D’où notre appréciation intuitive et sur le terme, hors des péripéties, que l’on approche, entre Washington et Le Caire, d’un “moment de vérité”, dont l’attente est née en juin 2009, avec le discours du Caire de Barack Obama : BHO va-t-il tenir ce qu’il promettait ou se révéler comme un homme-Système comme les autres, derrière le masque peinturluré aux couleurs du multiculturalisme type-Park Avenue (et Saint Germain-des-Près) ? On se doute que, dans notre chef, poser la question c’est y répondre… Les calculs économiques et les manigances soi-disant géopolitiques et manipulatrices devront s’incliner devant cette rupture fondamentale qui se dessinent, qui va briser une entente d’au moins quarante ans, et peut-être plus, entre les USA et l’Égypte... Tout ça pour ça ? (Un mauvais film-bidon, bidouillé on ne sait comment, et quelques jours d’attaque contre une ambassade.) Certes, mais ces évènements fortuits et dérisoires servent aujourd’hui à susciter les actes politiques que les sapiens impuissants à développer une véritable politique, n’arrivent plus à décider, et qui se font par conséquent hors de leur volonté, en exploitant leurs activités les plus basses et, effectivement, les plus dérisoires. Les choses grandes de cette époque se font par porte petiote et par les trous de souris postmoderne des activités de la communication. La substance des choses n’est pas où l’on croit qu’elle est, et le théâtre des dirigeants, fût-ce un BHO, n’est plus que de l’accidentel, du “boulevard” et rien d’autre.
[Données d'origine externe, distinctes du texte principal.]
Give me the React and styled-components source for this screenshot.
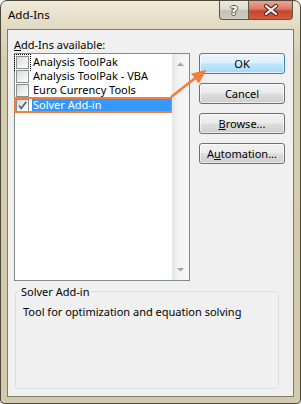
import React from 'react';
import styled, {createGlobalStyle} from 'styled-components';

const ADDINS = [
  {id: 'atp', name: 'Analysis ToolPak', checked: false},
  {id: 'vba', name: 'Analysis ToolPak - VBA', checked: false},
  {id: 'euro', name: 'Euro Currency Tools', checked: false},
  {id: 'solver', name: 'Solver Add-in', checked: true},
];

const BUTTONS = [
  {id: 'ok', label: 'OK', primary: true},
  {id: 'cancel', label: 'Cancel'},
  {id: 'browse', label: 'Browse...', key: 'B'},
  {id: 'auto', label: 'Automation...', key: 'u'},
];

const Underlined = ({text, letter}) => {
  if (!letter) return text;
  const i = text.indexOf(letter);
  return (
      <>
        {text.slice(0, i)}
        <U>{letter}</U>
        {text.slice(i + 1)}
      </>
  );
};

const App = () => {
  return (
      <>
        <GlobalStyle/>
        <Window>
          <TitleBar>
            <Title>Add-Ins</Title>
            <Captions>
              <HelpButton>?</HelpButton>
              <CloseButton>
                <svg width="16" height="12" viewBox="0 0 16 12">
                  <path d="M3 2 L13 10 M13 2 L3 10" stroke="#5a2a20"
                        strokeWidth="4.2" strokeLinecap="round"/>
                  <path d="M3 2 L13 10 M13 2 L3 10" stroke="#fff"
                        strokeWidth="2.2" strokeLinecap="round"/>
                </svg>
              </CloseButton>
            </Captions>
          </TitleBar>
          <Client>
            <Label><U>A</U>dd-Ins available:</Label>
            <Main>
              <ListBox>
                <Items>
                  {ADDINS.map((item, index) => (
                      <Row key={item.id} $selected={item.checked}>
                        <Check $focused={index === 0}>
                          {item.checked && (
                              <svg width="11" height="11" viewBox="0 0 11 11">
                                <path d="M2 5.5 L4.3 8.3 L9.3 1.8"
                                      fill="none" stroke="#4a64a0"
                                      strokeWidth="1.7"/>
                              </svg>
                          )}
                        </Check>
                        <ItemText $selected={item.checked}>{item.name}</ItemText>
                      </Row>
                  ))}
                </Items>
                <ScrollBar>
                  <svg width="17" height="17" viewBox="0 0 17 17">
                    <path d="M5 10 L8.5 6.5 L12 10 Z" fill="#a3a3a3"/>
                  </svg>
                  <svg width="17" height="17" viewBox="0 0 17 17">
                    <path d="M5 7 L8.5 10.5 L12 7 Z" fill="#a3a3a3"/>
                  </svg>
                </ScrollBar>
              </ListBox>
              <ButtonColumn>
                {BUTTONS.map((btn) => (
                    <DialogButton key={btn.id} $primary={btn.primary}>
                      <Underlined text={btn.label} letter={btn.key}/>
                    </DialogButton>
                ))}
              </ButtonColumn>
              <Arrow width="210" height="60" viewBox="0 0 210 60">
                <line x1="157" y1="44" x2="182" y2="24.5" stroke="#f47d3a"
                      strokeWidth="2.6"/>
                <polygon points="192.5,17 184.8,30.5 177.2,20.6"
                         fill="#f47d3a"/>
              </Arrow>
            </Main>
            <GroupBox>
              <Legend>Solver Add-in</Legend>
              <Description>Tool for optimization and equation solving</Description>
            </GroupBox>
          </Client>
        </Window>
      </>
  );
};

export default App;

const GlobalStyle = createGlobalStyle`
  body {
    margin: 0;
    font-family: "Noto Sans", "DejaVu Sans", sans-serif;
    font-size: 11px;
    color: #000;
  }
`;

const Window = styled.div`
  width: 301px;
  height: 404px;
  box-sizing: border-box;
  border: 1px solid #4d4839;
  border-radius: 7px 7px 4px 4px;
  background: linear-gradient(to bottom, #efead9 0, #e0d9c2 28px, #d5cdb0 60px, #d3caad 100%);
  padding: 0 6px 6px 6px;
  display: flex;
  flex-direction: column;
  overflow: hidden;
`;

const TitleBar = styled.div`
  height: 28px;
  display: flex;
  align-items: center;
  padding-left: 1px;
`;

const Title = styled.div`
  font-size: 11.5px;
  line-height: 15px;
  margin-top: -1px;
`;

const Captions = styled.div`
  display: flex;
  align-self: flex-start;
  margin-left: auto;
  margin-right: 1px;
`;

const CaptionBase = styled.div`
  height: 19px;
  box-sizing: border-box;
  border: 1px solid #5b5547;
  border-top: none;
  display: flex;
  align-items: center;
  justify-content: center;
`;

const HelpButton = styled(CaptionBase)`
  width: 29px;
  border-right: none;
  border-radius: 0 0 0 4px;
  background: linear-gradient(to bottom, #ebe8de 0, #dedbd0 45%, #c3c0b3 55%, #cfccc0 100%);
  color: #fff;
  font-family: "DejaVu Sans", sans-serif;
  font-weight: bold;
  font-size: 13px;
  text-shadow: 1px 0 0 #55534a, -1px 0 0 #55534a, 0 1px 0 #55534a, 0 -1px 0 #55534a;
`;

const CloseButton = styled(CaptionBase)`
  width: 45px;
  border-radius: 0 0 4px 0;
  background: linear-gradient(to bottom, #e9a596 0, #da7a66 45%, #c6452d 55%, #d35a40 100%);
`;

const Client = styled.div`
  flex: 1;
  border: 1px solid #837c64;
  background: #f0f0f0;
  padding: 7px 8px 7px 6px;
  display: flex;
  flex-direction: column;
`;

const U = styled.span`
  text-decoration: underline;
`;

const Label = styled.div`
  line-height: 15px;
  margin-bottom: 1px;
`;

const Main = styled.div`
  position: relative;
  display: flex;
  align-items: flex-start;
  gap: 9px;
`;

const ListBox = styled.div`
  width: 176px;
  height: 228px;
  box-sizing: border-box;
  border: 1px solid #828790;
  background: #fff;
  display: flex;
`;

const Items = styled.div`
  flex: 1;
  padding-top: 1px;
`;

const Row = styled.div`
  height: 14px;
  display: flex;
  align-items: center;
  padding-left: 1px;
  margin-top: ${({$selected}) => ($selected ? '1px' : '0')};
  outline: ${({$selected}) => ($selected ? '2px solid #f47d3a' : 'none')};
  outline-offset: -1px;
`;

const Check = styled.span`
  width: 13px;
  height: 13px;
  box-sizing: border-box;
  border: 1px solid #8e8f8f;
  background: linear-gradient(135deg, #d8d8d8 0, #f1f1f1 60%, #fdfdfd 100%);
  display: flex;
  align-items: center;
  justify-content: center;
  outline: ${({$focused}) => ($focused ? '1px dotted #000' : 'none')};
  outline-offset: 1px;
`;

const ItemText = styled.span`
  flex: 1;
  margin-left: 3px;
  padding-left: 1px;
  line-height: 14px;
  height: 14px;
  white-space: nowrap;
  background: ${({$selected}) => ($selected ? '#3399ff' : 'transparent')};
  color: ${({$selected}) => ($selected ? '#fff' : '#000')};
`;

const ScrollBar = styled.div`
  width: 17px;
  background: linear-gradient(to right, #e6e6e6 0, #f3f3f3 40%, #f5f5f5 100%);
  display: flex;
  flex-direction: column;
  justify-content: space-between;
  padding: 2px 0 2px;
`;

const ButtonColumn = styled.div`
  display: flex;
  flex-direction: column;
  gap: 9px;
`;

const DialogButton = styled.button`
  width: 86px;
  height: 21px;
  box-sizing: border-box;
  padding: 0;
  font-family: inherit;
  font-size: 11px;
  line-height: 15px;
  color: #000;
  border: 1px solid ${({$primary}) => ($primary ? '#3c7fb1' : '#707070')};
  border-radius: 3px;
  background: ${({$primary}) => ($primary
      ? 'linear-gradient(to bottom, #eaf6fd 0, #d9f0fc 48%, #bee6fd 52%, #a7d9f5 100%)'
      : 'linear-gradient(to bottom, #f2f2f2 0, #ebebeb 48%, #dddddd 52%, #cfcfcf 100%)')};
  box-shadow: inset 0 0 0 1px rgba(255, 255, 255, 0.6);
`;

const Arrow = styled.svg`
  position: absolute;
  left: 0;
  top: 0;
  pointer-events: none;
`;

const GroupBox = styled.fieldset`
  flex: 1;
  margin: 3px 6px 0 1px;
  padding: 5px 4px 0 3px;
  border: 1px solid #d5dfe5;
  border-radius: 3px;
  min-width: 0;
`;

const Legend = styled.legend`
  padding: 0 2px;
  line-height: 15px;
`;

const Description = styled.div`
  margin-left: 4px;
  line-height: 15px;
`;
…Il n’empêche, bien entendu, qu’en disant que L’Égypte n’est plus, vraiment, tout à fait, “une alliée” des USA, BHO est passé pour un instant du “boulevard” au tragique pour dire le vrai, et c’est l’essentiel. Comme l'on dit, à cet instant, l’homme de la Maison-Blanche et de l’establishment a été éclairé par des forces supérieures qui lui ont montré, pour information, la voie des évènements à venir.